- _What you will do_
In the records that follow, locate every line with "screenshot" and extract it.

--- Begin ---

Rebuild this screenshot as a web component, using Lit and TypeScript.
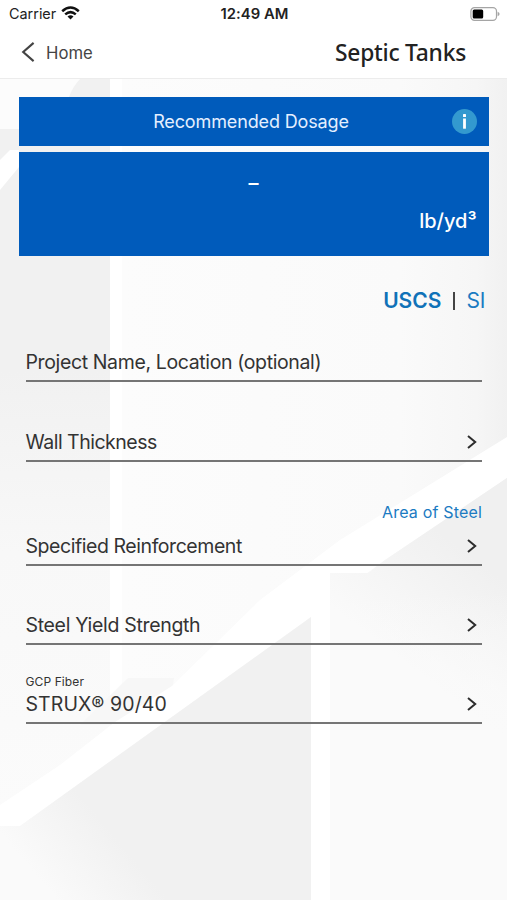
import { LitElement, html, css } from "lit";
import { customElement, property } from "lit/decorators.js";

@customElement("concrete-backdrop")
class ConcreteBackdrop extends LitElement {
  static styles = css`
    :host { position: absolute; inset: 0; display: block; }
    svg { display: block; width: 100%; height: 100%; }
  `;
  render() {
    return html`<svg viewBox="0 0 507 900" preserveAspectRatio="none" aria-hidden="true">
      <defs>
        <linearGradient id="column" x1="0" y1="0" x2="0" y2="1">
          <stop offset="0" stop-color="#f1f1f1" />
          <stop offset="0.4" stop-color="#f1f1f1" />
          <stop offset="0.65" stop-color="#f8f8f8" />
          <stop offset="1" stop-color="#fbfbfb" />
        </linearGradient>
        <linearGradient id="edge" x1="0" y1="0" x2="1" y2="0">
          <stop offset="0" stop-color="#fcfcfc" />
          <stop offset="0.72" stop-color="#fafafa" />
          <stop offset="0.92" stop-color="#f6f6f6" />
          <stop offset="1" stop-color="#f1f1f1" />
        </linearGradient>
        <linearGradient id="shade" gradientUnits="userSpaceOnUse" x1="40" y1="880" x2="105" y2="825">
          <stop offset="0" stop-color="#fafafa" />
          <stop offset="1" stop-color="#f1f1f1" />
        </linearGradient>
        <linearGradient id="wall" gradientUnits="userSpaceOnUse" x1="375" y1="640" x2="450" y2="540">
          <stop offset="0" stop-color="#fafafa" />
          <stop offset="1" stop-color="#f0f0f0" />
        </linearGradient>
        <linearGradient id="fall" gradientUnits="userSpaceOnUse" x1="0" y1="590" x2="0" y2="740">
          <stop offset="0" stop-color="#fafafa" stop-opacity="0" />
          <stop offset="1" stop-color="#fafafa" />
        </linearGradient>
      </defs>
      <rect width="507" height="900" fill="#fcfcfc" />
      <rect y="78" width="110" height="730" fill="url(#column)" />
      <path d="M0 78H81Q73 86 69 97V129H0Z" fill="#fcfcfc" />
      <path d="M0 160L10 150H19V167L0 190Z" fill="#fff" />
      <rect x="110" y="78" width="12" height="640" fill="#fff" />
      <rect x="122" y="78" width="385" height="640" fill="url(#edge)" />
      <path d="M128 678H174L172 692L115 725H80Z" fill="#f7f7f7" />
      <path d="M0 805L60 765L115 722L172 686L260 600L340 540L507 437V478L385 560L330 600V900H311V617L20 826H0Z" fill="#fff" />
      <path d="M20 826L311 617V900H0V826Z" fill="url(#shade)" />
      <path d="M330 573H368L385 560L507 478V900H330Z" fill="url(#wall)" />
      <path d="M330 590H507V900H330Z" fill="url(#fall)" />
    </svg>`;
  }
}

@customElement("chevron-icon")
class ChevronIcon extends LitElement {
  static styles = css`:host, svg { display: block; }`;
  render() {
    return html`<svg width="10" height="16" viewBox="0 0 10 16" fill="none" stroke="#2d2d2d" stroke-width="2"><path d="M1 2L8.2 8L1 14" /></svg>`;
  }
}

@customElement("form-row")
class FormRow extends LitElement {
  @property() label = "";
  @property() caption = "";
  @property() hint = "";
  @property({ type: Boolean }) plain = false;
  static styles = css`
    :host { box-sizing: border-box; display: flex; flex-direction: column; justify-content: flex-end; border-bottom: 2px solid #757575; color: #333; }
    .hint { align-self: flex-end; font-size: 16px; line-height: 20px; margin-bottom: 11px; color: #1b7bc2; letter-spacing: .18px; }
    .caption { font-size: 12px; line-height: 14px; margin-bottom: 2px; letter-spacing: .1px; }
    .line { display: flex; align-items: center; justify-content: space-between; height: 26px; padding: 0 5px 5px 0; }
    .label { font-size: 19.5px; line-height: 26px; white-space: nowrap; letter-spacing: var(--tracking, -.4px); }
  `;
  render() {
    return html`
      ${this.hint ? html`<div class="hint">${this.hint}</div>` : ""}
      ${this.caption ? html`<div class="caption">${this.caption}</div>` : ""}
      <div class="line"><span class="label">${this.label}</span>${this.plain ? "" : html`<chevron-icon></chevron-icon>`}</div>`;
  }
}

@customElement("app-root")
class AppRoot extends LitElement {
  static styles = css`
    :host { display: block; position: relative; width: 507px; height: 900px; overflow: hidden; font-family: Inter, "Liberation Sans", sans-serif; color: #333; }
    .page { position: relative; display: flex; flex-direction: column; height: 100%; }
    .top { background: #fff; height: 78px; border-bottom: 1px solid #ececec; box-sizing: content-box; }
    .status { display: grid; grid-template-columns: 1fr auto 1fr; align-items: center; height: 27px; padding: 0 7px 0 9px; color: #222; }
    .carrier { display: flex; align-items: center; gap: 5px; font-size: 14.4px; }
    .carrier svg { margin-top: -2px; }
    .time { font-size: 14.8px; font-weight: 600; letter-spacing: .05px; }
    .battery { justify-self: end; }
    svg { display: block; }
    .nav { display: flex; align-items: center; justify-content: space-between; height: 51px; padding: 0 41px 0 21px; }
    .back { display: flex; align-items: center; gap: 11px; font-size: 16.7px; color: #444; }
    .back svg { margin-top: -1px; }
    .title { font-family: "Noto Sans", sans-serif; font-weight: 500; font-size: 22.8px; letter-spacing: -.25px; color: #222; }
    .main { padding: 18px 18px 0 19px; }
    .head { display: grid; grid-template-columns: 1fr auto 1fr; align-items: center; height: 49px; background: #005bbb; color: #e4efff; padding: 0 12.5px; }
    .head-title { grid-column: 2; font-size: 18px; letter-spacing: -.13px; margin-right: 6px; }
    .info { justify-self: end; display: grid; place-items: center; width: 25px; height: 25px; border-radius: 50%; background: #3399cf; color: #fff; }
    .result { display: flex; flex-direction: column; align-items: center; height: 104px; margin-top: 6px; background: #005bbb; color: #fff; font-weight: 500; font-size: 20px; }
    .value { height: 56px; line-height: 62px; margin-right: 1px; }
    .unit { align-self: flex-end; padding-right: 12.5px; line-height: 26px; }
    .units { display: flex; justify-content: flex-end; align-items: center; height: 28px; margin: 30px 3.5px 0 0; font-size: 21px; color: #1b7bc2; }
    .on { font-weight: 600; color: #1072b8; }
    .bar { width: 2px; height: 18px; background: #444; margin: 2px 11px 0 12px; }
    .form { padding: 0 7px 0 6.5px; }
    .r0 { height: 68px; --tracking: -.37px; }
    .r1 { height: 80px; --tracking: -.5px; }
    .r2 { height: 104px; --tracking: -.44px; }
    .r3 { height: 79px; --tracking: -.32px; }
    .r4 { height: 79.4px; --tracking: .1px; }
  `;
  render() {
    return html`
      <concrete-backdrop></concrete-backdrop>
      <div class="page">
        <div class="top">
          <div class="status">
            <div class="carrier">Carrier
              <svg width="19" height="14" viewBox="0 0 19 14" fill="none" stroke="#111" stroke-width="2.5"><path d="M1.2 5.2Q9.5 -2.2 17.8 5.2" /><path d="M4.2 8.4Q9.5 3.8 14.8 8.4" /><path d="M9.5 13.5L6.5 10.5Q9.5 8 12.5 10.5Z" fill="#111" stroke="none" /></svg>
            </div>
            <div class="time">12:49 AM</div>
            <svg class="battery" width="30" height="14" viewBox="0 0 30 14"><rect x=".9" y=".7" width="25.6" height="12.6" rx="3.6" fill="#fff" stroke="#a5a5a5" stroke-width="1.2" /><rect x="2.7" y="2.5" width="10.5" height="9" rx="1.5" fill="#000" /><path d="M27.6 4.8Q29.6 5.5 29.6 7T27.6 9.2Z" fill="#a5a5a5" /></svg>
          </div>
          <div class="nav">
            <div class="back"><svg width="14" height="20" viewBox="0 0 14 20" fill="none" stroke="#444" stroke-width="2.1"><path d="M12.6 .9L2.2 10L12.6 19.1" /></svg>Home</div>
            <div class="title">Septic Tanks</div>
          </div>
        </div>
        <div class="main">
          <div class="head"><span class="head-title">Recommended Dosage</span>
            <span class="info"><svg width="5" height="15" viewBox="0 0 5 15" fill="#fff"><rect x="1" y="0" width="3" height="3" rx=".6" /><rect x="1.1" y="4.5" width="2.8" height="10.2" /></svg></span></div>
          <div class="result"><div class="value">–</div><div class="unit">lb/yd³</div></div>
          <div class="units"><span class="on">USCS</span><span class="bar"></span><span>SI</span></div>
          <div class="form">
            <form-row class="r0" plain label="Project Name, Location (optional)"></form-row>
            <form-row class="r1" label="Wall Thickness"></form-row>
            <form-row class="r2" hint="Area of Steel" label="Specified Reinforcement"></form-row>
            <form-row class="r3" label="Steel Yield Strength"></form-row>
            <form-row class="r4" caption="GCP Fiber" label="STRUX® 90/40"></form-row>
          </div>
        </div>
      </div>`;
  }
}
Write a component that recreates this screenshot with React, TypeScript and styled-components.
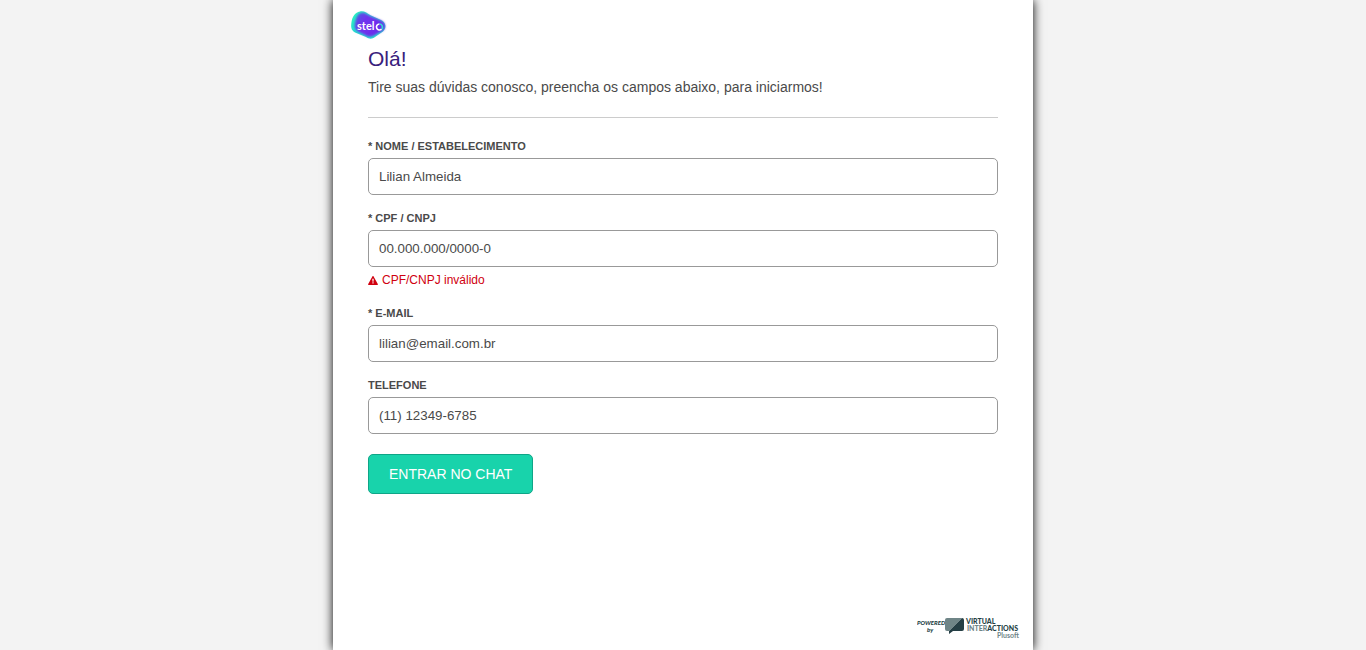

--- End ---

- _Output of the task_
Rebuild this screenshot as a web component, using Lit and TypeScript.
Write a component that recreates this screenshot with React, TypeScript and styled-components.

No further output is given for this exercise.